While it’s understandable that Hirsch keep the announcement contained, it seems that not even those working on the show knew exactly what was happening. We chatted with Jason Ritter, who voices Dipper, about how he found out it was ending. When Hirsch told him that the show was coming to a close, Ritter said that the creator dodged his question. “He sort of, he like, he parsed it out a little bit. He told me that there was a possibility, but he wasn’t sure,” Ritter said. “He sort of told me in little bits. I guess … I wasn’t really sure, and then when I read the finale I thought, this feels like, not just the season finale. It feels like a series finale.” That’s right: The star of the show didn’t know the series was ending until after he read the finale script.
Still, Ritter says it was partially his fault. He wanted his feeling that the show would be coming to an end to be untrue. “I think I was in a certain amount of denial because at a certain point, that is what it was and Alex wasn’t going to do any more. I just didn’t know. I wasn’t 100% sure. I just didn’t know if he would be magically convinced sometime after the decision had been made. But then after I read the finale, I was like, Eh, this would be hard to continue.”
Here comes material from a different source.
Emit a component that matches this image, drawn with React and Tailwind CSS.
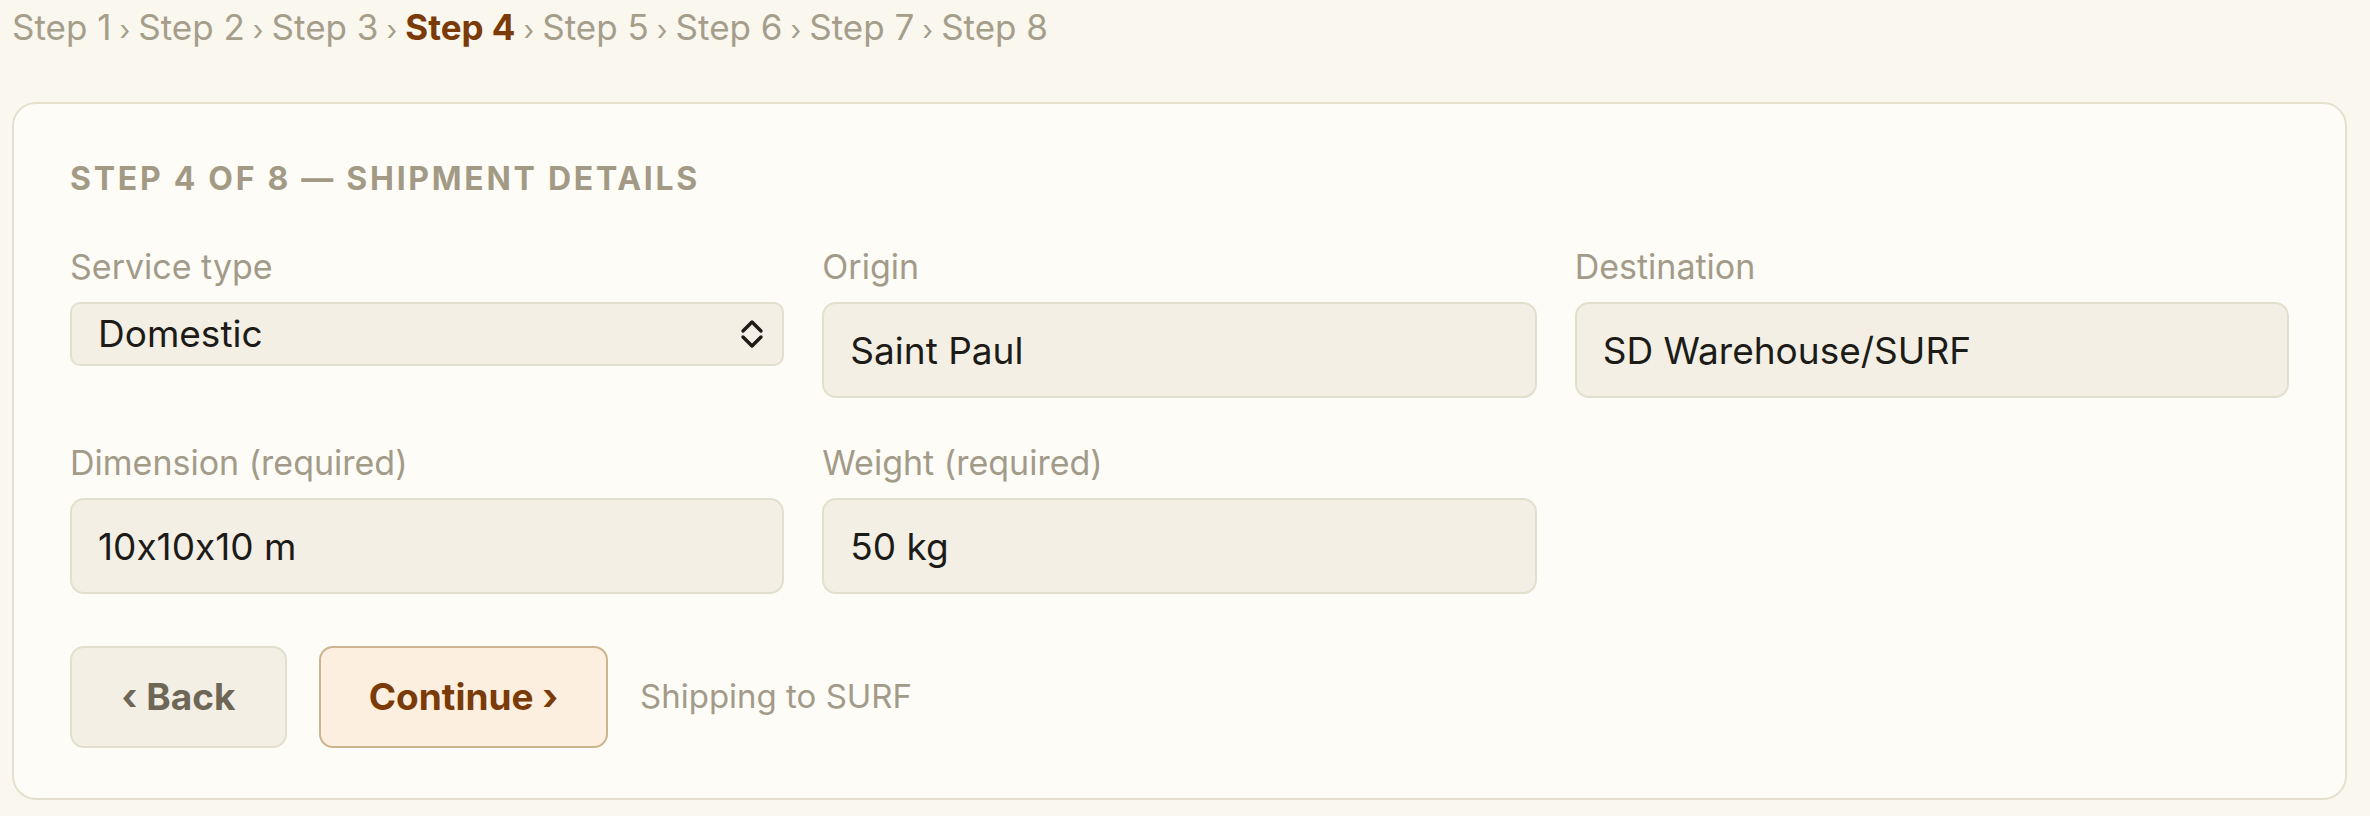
import React from 'react'

const steps = ['Step 1', 'Step 2', 'Step 3', 'Step 4', 'Step 5', 'Step 6', 'Step 7', 'Step 8']

function Field({ label, value }) {
  return (
    <div className="flex flex-col">
      <label className="text-[34px] leading-[40px] text-[#a39b89]">{label}</label>
      <input
        readOnly
        value={value}
        className="mt-[15px] h-[96px] w-full rounded-[14px] border-2 border-[#e3dfce] bg-[#f3efe4] px-[26px] text-[37px] text-[#1d1b17] outline-none [font-feature-settings:'calt'_0]"
      />
    </div>
  )
}

function Chevrons() {
  return (
    <svg width="24" height="32" viewBox="0 0 24 32" fill="none" stroke="#1d1b17" strokeWidth="3.4" strokeLinecap="round" strokeLinejoin="round">
      <path d="M3 13 L12 4 L21 13" />
      <path d="M3 19 L12 28 L21 19" />
    </svg>
  )
}

export default function App() {
  return (
    <div className="min-h-screen bg-[#faf7ef] pl-[12px] pt-[7px] font-['Inter',sans-serif]">
      <nav className="text-[35px] leading-[40px] text-[#a59e8b]">
        {steps.map((s, i) => (
          <span key={s}>
            {i > 0 && <span className="mx-[8px] text-[28px]">›</span>}
            <span className={i === 3 ? 'font-bold text-[#7a3b08]' : ''}>{s}</span>
          </span>
        ))}
      </nav>

      <div className="mt-[52px] w-[2335px] rounded-[24px] border-2 border-[#e5e0ce] bg-[#fefcf7] px-[56px] pt-[57px] pb-[50px]">
        <h2 className="text-[32px] font-bold uppercase leading-[36px] tracking-[0.085em] text-[#a39a85]">
          Step 4 of 8 — Shipment details
        </h2>

        <div className="mt-[50px] grid grid-cols-3 gap-x-[38px] gap-y-[45px]">
          <div className="flex flex-col">
            <label className="text-[34px] leading-[40px] text-[#a39b89]">Service type</label>
            <div className="mt-[15px] flex h-[64px] items-center rounded-[10px] border-2 border-[#e3dfce] bg-[#f3efe4] pl-[26px] pr-[18px] text-[37px] text-[#1d1b17]">
              <span className="flex-1">Domestic</span>
              <Chevrons />
            </div>
          </div>
          <Field label="Origin" value="Saint Paul" />
          <Field label="Destination" value="SD Warehouse/SURF" />
          <Field label="Dimension (required)" value="10x10x10 m" />
          <Field label="Weight (required)" value="50 kg" />
        </div>

        <div className="mt-[52px] flex items-center gap-[32px]">
          <button className="h-[102px] w-[217px] rounded-[14px] border-2 border-[#e3dfce] bg-[#f3efe4] text-[37px] font-bold text-[#6e6656]">
            ‹ Back
          </button>
          <button className="h-[102px] w-[289px] rounded-[14px] border-2 border-[#cdb48f] bg-[#fdefdf] text-[37px] font-bold text-[#7a3b08]">
            Continue ›
          </button>
          <span className="text-[33px] text-[#a39b89]">Shipping to SURF</span>
        </div>
      </div>
    </div>
  )
}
This type of secrecy, which has been a longstanding part of the Gravity Falls world, took its toll on Hirsch. “I’d be at a convention and an adorable 6-year-old girl would come up to me and say, ‘I hope the show lasts forever,’ and I’d want to tell her that it is only two seasons long, but I couldn’t tell her.” After telling us the story, he said: “That’s the absolute, true, never-before-told, accurate, full version.”
The Gravity Falls series finale airs on Disney XD tonight.